:: SOURCE MATERIAL ::

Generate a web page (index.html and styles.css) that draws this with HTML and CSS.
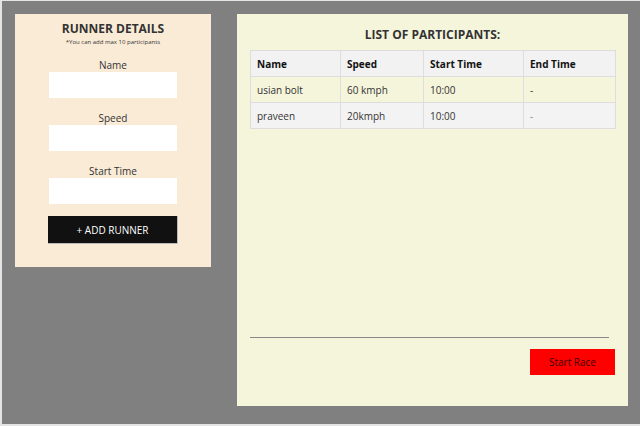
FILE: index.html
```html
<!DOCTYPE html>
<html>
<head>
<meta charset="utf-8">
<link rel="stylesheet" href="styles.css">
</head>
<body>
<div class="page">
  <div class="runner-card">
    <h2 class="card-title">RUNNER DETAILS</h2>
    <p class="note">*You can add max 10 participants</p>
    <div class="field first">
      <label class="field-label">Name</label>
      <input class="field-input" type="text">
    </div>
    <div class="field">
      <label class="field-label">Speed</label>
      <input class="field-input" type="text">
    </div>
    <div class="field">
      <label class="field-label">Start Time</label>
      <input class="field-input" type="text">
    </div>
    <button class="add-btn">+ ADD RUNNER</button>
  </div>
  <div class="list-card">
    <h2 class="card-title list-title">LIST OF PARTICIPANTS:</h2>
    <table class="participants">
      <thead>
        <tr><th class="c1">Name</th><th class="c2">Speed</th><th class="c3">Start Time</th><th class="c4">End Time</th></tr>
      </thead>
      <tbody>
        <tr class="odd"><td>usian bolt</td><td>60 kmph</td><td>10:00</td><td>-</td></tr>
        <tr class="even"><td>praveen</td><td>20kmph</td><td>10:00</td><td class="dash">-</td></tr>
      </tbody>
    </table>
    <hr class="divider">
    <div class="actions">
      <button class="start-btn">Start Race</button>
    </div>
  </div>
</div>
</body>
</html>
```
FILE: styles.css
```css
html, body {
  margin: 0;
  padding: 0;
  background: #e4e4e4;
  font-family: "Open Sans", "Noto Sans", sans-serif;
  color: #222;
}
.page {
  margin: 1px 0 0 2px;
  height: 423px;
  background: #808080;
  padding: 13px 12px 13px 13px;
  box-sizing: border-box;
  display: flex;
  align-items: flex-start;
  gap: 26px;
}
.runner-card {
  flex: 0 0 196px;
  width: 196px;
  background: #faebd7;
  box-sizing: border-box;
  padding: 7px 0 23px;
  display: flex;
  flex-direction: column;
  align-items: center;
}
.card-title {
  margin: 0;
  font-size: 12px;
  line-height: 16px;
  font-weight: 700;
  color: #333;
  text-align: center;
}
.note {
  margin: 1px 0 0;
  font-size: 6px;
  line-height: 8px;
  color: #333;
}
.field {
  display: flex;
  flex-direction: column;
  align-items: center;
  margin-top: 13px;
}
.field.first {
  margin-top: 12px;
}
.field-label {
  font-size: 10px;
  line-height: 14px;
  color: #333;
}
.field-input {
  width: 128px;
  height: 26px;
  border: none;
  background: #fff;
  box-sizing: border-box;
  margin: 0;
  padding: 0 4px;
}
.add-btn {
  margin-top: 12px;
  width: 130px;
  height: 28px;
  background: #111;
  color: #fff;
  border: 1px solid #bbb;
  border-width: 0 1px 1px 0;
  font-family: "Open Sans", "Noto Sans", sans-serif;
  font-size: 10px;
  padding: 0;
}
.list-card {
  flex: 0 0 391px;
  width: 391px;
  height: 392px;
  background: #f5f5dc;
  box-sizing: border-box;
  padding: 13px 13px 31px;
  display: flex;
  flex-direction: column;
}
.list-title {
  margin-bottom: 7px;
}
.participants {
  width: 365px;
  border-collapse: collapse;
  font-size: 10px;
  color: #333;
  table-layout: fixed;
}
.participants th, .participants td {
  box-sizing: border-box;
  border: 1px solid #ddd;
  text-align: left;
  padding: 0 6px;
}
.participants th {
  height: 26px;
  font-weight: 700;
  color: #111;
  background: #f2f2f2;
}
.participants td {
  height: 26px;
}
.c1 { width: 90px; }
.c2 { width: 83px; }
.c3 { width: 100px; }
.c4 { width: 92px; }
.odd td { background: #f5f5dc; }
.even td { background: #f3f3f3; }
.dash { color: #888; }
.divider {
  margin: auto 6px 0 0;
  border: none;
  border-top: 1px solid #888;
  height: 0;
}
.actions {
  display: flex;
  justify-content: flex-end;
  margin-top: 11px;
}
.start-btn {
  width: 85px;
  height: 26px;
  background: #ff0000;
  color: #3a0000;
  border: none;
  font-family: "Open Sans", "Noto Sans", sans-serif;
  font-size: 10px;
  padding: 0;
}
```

:::

**WRITTEN REQUEST:** Without the pictures, print the whole listing exactly as given.

**RESULT OF THIS EXERCISE:**
Generate a web page (index.html and styles.css) that draws this with HTML and CSS.
FILE: index.html
```html
<!DOCTYPE html>
<html>
<head>
<meta charset="utf-8">
<link rel="stylesheet" href="styles.css">
</head>
<body>
<div class="page">
  <div class="runner-card">
    <h2 class="card-title">RUNNER DETAILS</h2>
    <p class="note">*You can add max 10 participants</p>
    <div class="field first">
      <label class="field-label">Name</label>
      <input class="field-input" type="text">
    </div>
    <div class="field">
      <label class="field-label">Speed</label>
      <input class="field-input" type="text">
    </div>
    <div class="field">
      <label class="field-label">Start Time</label>
      <input class="field-input" type="text">
    </div>
    <button class="add-btn">+ ADD RUNNER</button>
  </div>
  <div class="list-card">
    <h2 class="card-title list-title">LIST OF PARTICIPANTS:</h2>
    <table class="participants">
      <thead>
        <tr><th class="c1">Name</th><th class="c2">Speed</th><th class="c3">Start Time</th><th class="c4">End Time</th></tr>
      </thead>
      <tbody>
        <tr class="odd"><td>usian bolt</td><td>60 kmph</td><td>10:00</td><td>-</td></tr>
        <tr class="even"><td>praveen</td><td>20kmph</td><td>10:00</td><td class="dash">-</td></tr>
      </tbody>
    </table>
    <hr class="divider">
    <div class="actions">
      <button class="start-btn">Start Race</button>
    </div>
  </div>
</div>
</body>
</html>
```
FILE: styles.css
```css
html, body {
  margin: 0;
  padding: 0;
  background: #e4e4e4;
  font-family: "Open Sans", "Noto Sans", sans-serif;
  color: #222;
}
.page {
  margin: 1px 0 0 2px;
  height: 423px;
  background: #808080;
  padding: 13px 12px 13px 13px;
  box-sizing: border-box;
  display: flex;
  align-items: flex-start;
  gap: 26px;
}
.runner-card {
  flex: 0 0 196px;
  width: 196px;
  background: #faebd7;
  box-sizing: border-box;
  padding: 7px 0 23px;
  display: flex;
  flex-direction: column;
  align-items: center;
}
.card-title {
  margin: 0;
  font-size: 12px;
  line-height: 16px;
  font-weight: 700;
  color: #333;
  text-align: center;
}
.note {
  margin: 1px 0 0;
  font-size: 6px;
  line-height: 8px;
  color: #333;
}
.field {
  display: flex;
  flex-direction: column;
  align-items: center;
  margin-top: 13px;
}
.field.first {
  margin-top: 12px;
}
.field-label {
  font-size: 10px;
  line-height: 14px;
  color: #333;
}
.field-input {
  width: 128px;
  height: 26px;
  border: none;
  background: #fff;
  box-sizing: border-box;
  margin: 0;
  padding: 0 4px;
}
.add-btn {
  margin-top: 12px;
  width: 130px;
  height: 28px;
  background: #111;
  color: #fff;
  border: 1px solid #bbb;
  border-width: 0 1px 1px 0;
  font-family: "Open Sans", "Noto Sans", sans-serif;
  font-size: 10px;
  padding: 0;
}
.list-card {
  flex: 0 0 391px;
  width: 391px;
  height: 392px;
  background: #f5f5dc;
  box-sizing: border-box;
  padding: 13px 13px 31px;
  display: flex;
  flex-direction: column;
}
.list-title {
  margin-bottom: 7px;
}
.participants {
  width: 365px;
  border-collapse: collapse;
  font-size: 10px;
  color: #333;
  table-layout: fixed;
}
.participants th, .participants td {
  box-sizing: border-box;
  border: 1px solid #ddd;
  text-align: left;
  padding: 0 6px;
}
.participants th {
  height: 26px;
  font-weight: 700;
  color: #111;
  background: #f2f2f2;
}
.participants td {
  height: 26px;
}
.c1 { width: 90px; }
.c2 { width: 83px; }
.c3 { width: 100px; }
.c4 { width: 92px; }
.odd td { background: #f5f5dc; }
.even td { background: #f3f3f3; }
.dash { color: #888; }
.divider {
  margin: auto 6px 0 0;
  border: none;
  border-top: 1px solid #888;
  height: 0;
}
.actions {
  display: flex;
  justify-content: flex-end;
  margin-top: 11px;
}
.start-btn {
  width: 85px;
  height: 26px;
  background: #ff0000;
  color: #3a0000;
  border: none;
  font-family: "Open Sans", "Noto Sans", sans-serif;
  font-size: 10px;
  padding: 0;
}
```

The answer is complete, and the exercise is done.